# Bolt-on hitch receiver for bike rack



## j1mfrog (Jun 6, 2004)

Hi. I'm new.

I have a 2004 26RS. I've used it only one weekend and generally like the camper except for some of the same QC problems you all are having. I will be taking a very long vacation later this year, putting on many miles (~5000).

Here's my question.

I bought a bolt-on receiver for the rear bumper so I can use my receiver mounted bike rack. It's a 4-bike rack. I had to move the spare tire over a little to use it. On the weekend I used it, after a short 1 hour drive to the campground, I found the bumper end plugs partially out of the bumper on both ends. Same thing on the way home. Do you think this may be putting too much stress on that bumper? I don't want to damage it. It doesn't look like it did any permanent damage so far. I intentionally loaded it up with four good size bikes so I can find out if this will be a problem now. Have any of you used a bolt on receiver and had luck (good or bad) with it? Thanks.


----------



## Y-Guy (Jan 30, 2004)

j1mfrog, I take it you already know that Keystone recommends not putting any thing on the bumper like bikes. I think 4 bikes is probably well over the limit though, that's a lot of weight on a bumper that wasn't designed for it.. Some folks are looking at welding a receiver to the frame for better support. I do believe that you could probably care one adult bike or maybe two kids, but with 4 bikes and the spare tire I fear its disaster in the waiting.


----------



## DernMooseAK (Apr 16, 2004)

I know its not recomended but.....A friend of mine put on on his outback. We both stood on the hitch and bounced, and no give. Combined wieght of the 2 of us 360lbs. his is a 2003 and the frame support to his bumper is different than my 2004. His is 3 sided supports ], mine is a boxed. 
Personally I think its a liability issue with Keystone? If they tell ya not to they can't be held responsible if something bad was to happen.


----------



## jgerni (Nov 10, 2003)

I am wondering why we couldn't remove the Trailer spare tire to reduce weight on the bumper for bikes. It would seem much easier to find storage for the trailer tire than several bikes. The tire weight would probably be about the same as 2 bikes.

Any thoughts on this?


----------



## Twins Make 4 (Apr 25, 2004)

Interesting issue...

I've gone through our Owners manual, both online & in print and I've yet to find a warning about weight on the back bumper. I specifically asked our dealer about this @ our PDI & he said "absolutely, no problem putting a bike rack there". Now, I trust what I hear from you fellow owners much more than what he tells me so I've not put a bike rack there. But, I'd like to get to the bottom of this. Has anyone actually called Keystone & questioned them about this? Is there another source of info that I need to research?

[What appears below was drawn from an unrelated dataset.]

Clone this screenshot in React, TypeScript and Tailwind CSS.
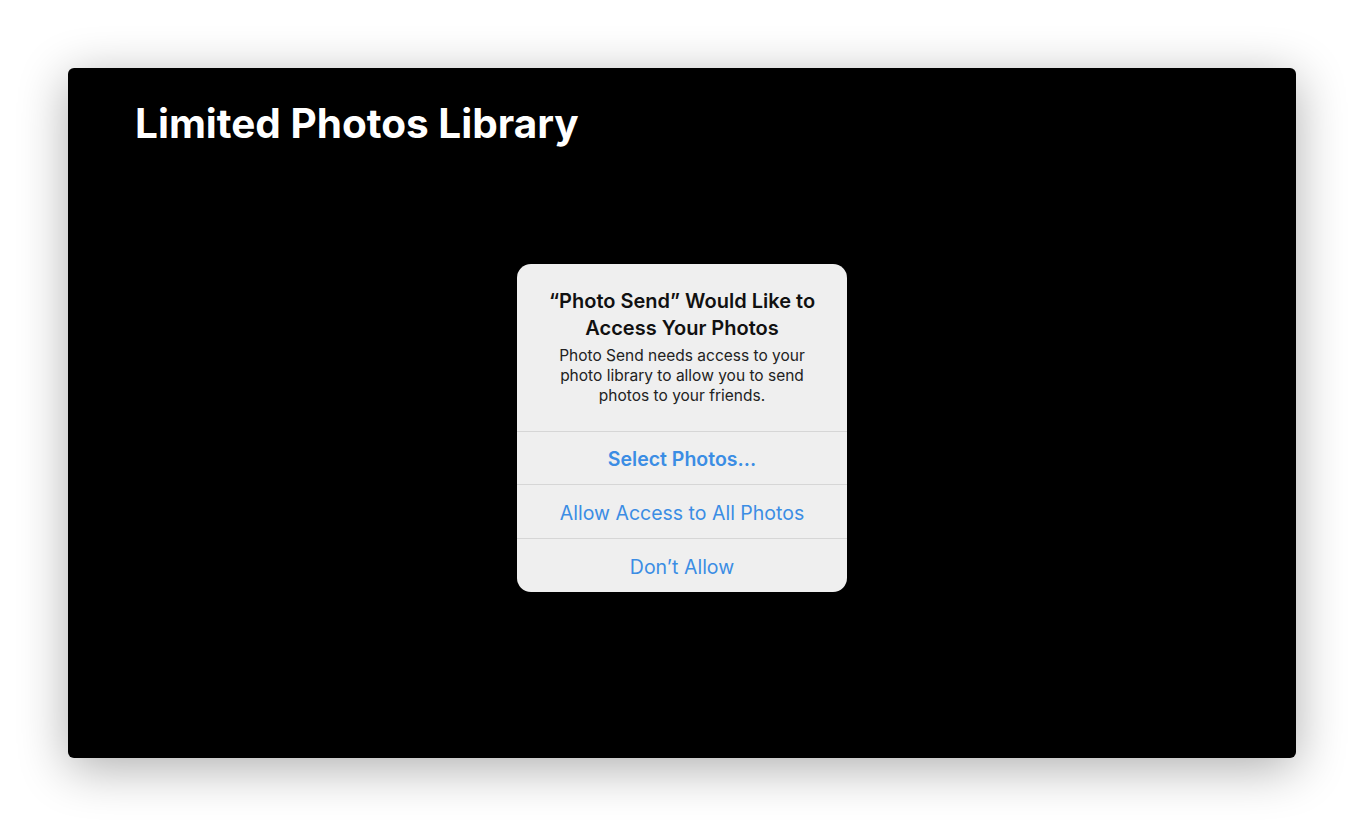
const font = { fontFamily: "Inter, 'Liberation Sans', sans-serif" };

function AlertButton({ label, bold }: { label: string; bold?: boolean }) {
  return (
    <button
      type="button"
      className={`h-[54px] w-full border-t border-[#d6d6d6] pt-[4px] text-[19.5px] text-[#3b8de4] ${
        bold ? "font-semibold" : "font-normal"
      }`}
    >
      {label}
    </button>
  );
}

export default function App() {
  return (
    <div className="min-h-[826px] w-full bg-white pt-[68px] pl-[68px]" style={font}>
      <div className="flex h-[690px] w-[1228px] flex-col rounded-[6px] bg-black shadow-[0_10px_50px_rgba(0,0,0,0.32)]">
        <h1 className="pl-[67px] pt-[32px] text-[40.5px] font-bold leading-[48px] text-white">
          Limited Photos Library
        </h1>
        <div className="flex flex-1 justify-center pt-[116px]">
          <div className="flex h-[328px] w-[330px] flex-col overflow-hidden rounded-[14px] bg-[#efefef]">
            <div className="flex h-[167px] flex-col items-center px-3 pt-[24px] text-center">
              <p className="text-[20px] font-semibold leading-[27px] text-[#111]">
                “Photo Send” Would Like to
                <br />
                Access Your Photos
              </p>
              <p className="mt-[4px] text-[15.5px] leading-[20px] text-[#222]">
                Photo Send needs access to your
                <br />
                photo library to allow you to send
                <br />
                photos to your friends.
              </p>
            </div>
            <AlertButton label="Select Photos..." bold />
            <AlertButton label="Allow Access to All Photos" />
            <AlertButton label="Don’t Allow" />
          </div>
        </div>
      </div>
    </div>
  );
}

How about some of you senior members, what's the deal with this?

I'm not risking anything until I see something definitive.

Thanks as always.


----------



## Y-Guy (Jan 30, 2004)

Q - Can I install a bike rack or hitch to the rear bumper or frame of my Keystone product?
A - The bumpers/frames of Keystone products were not designed to accommodate this type of accessory installation.

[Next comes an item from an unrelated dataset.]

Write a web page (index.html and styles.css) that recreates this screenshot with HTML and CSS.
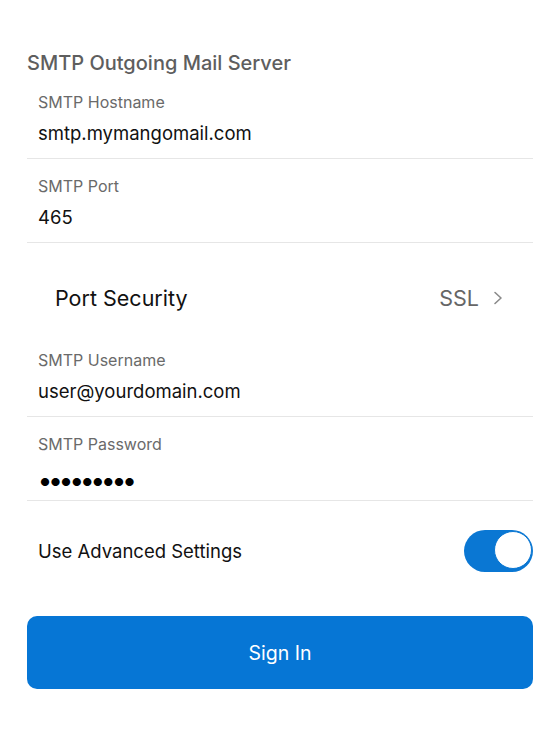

They might just be covering their tails.

I'll have to look in my owners manual, since I could have sworn this warning was in there too.


----------



## jallen58 (Oct 27, 2003)

With out supporting the bumper better DON'T DO IT!!!. I did and almost lost the bumper it is very thin wall tubing and it stsrted to tear when we went to the Grand Cacyon. When i got home a jscked the bumper back into place and welded it better, then added two pieces of 2" x 2" square tube to the bottom of the frame rails extenting out uder the bumper so the forces were taken off the weld connections. It works fin now I got the idea from my friends 23rss the rear slide Outbacks already have the same thing for extra support for the slid support rods.

Jim


----------



## Thor (Apr 7, 2004)

Hi

Just came back from the dealer regarding some other issues and asked them regarding bike racks. The stated that you should not bolt on a bike rack to the bumper. Over time the bounce will break the bumper. The dealer strongly recommended a receiver unit be welded directly to the frame. Make the receiver size the same as your trucks and this way you can also take your bikes with your vehicle if you wish to make a day trip from the trailer.

Thor


----------



## j1mfrog (Jun 6, 2004)

jallen58 said:


> With out supporting the bumper better DON'T DO IT!!!. I did and almost lost the bumper it is very thin wall tubing and it stsrted to tear when we went to the Grand Cacyon. When i got home a jscked the bumper back into place and welded it better, then added two pieces of 2" x 2" square tube to the bottom of the frame rails extenting out uder the bumper so the forces were taken off the weld connections. It works fin now I got the idea from my friends 23rss the rear slide Outbacks already have the same thing for extra support for the slid support rods.
> 
> Jim





> Jim
> 
> Are you saying having the bike rack works fine now that you have added the 2" X 2" tubing? If so, how big is your bike rack? Have you put enough miles on to be confident it won't start to fail again? This is very helpful, thanks.


----------



## jallen58 (Oct 27, 2003)

It is a swagman 4 bike rack its been three or four trips so far and no problems. I watch it very close and no signs of movment. I also strap it down to minimize bouncing as the reciever dosent fit real tight. I figured if it supports the slide with two adults in it i should support the bikes as long as they don't bounc much.

Jim


----------



## kbrazielTx (Apr 29, 2004)

I struggled with the same issue regarding the bike rack on the rear bumper. Since our Outaback is under warranty I chose not to mount anything to the rear bumber. What I did was take a bumber mounted receiver, like you purchased, and mounted upside down on top of the bumper of the Suburban. The parts that are included will help you put the receiver on without any trouble. Took me about 10 minutes and and I had the bike rack installed.

It is hard to to get more than two bikes due to the tongue of the trailer but that works for us because we put the other two on top of the Suburban with an Yakima system. We look like the Griswalds but having our bikes is a must for our comping trips.

This system is also easy to remove if you need to. I keep ours installed during the camping months. I will take some pictures the next trip we take so you can view the set-up. Adds only 40-50#s to the bumper weight and works well with the WDH.


----------



## mitch4166 (Mar 5, 2004)

I put one on mine last year have towed many miles with 4 bikes. I run straps from the rack to the bumper so they don't bounce to much even had someone follow me a couple of hundred miles they said it looked fine.


----------



## j1mfrog (Jun 6, 2004)

Thanks for all of the responses. After reading these and the other threads that discuss this issue, I have decided to go for the Beverly Hillbillies look and get the front mounted receiver for my truck. It's on backorder at JC Whitney now. I don't want to risk my bumper falling off somewhere between here and Yellowstone.


----------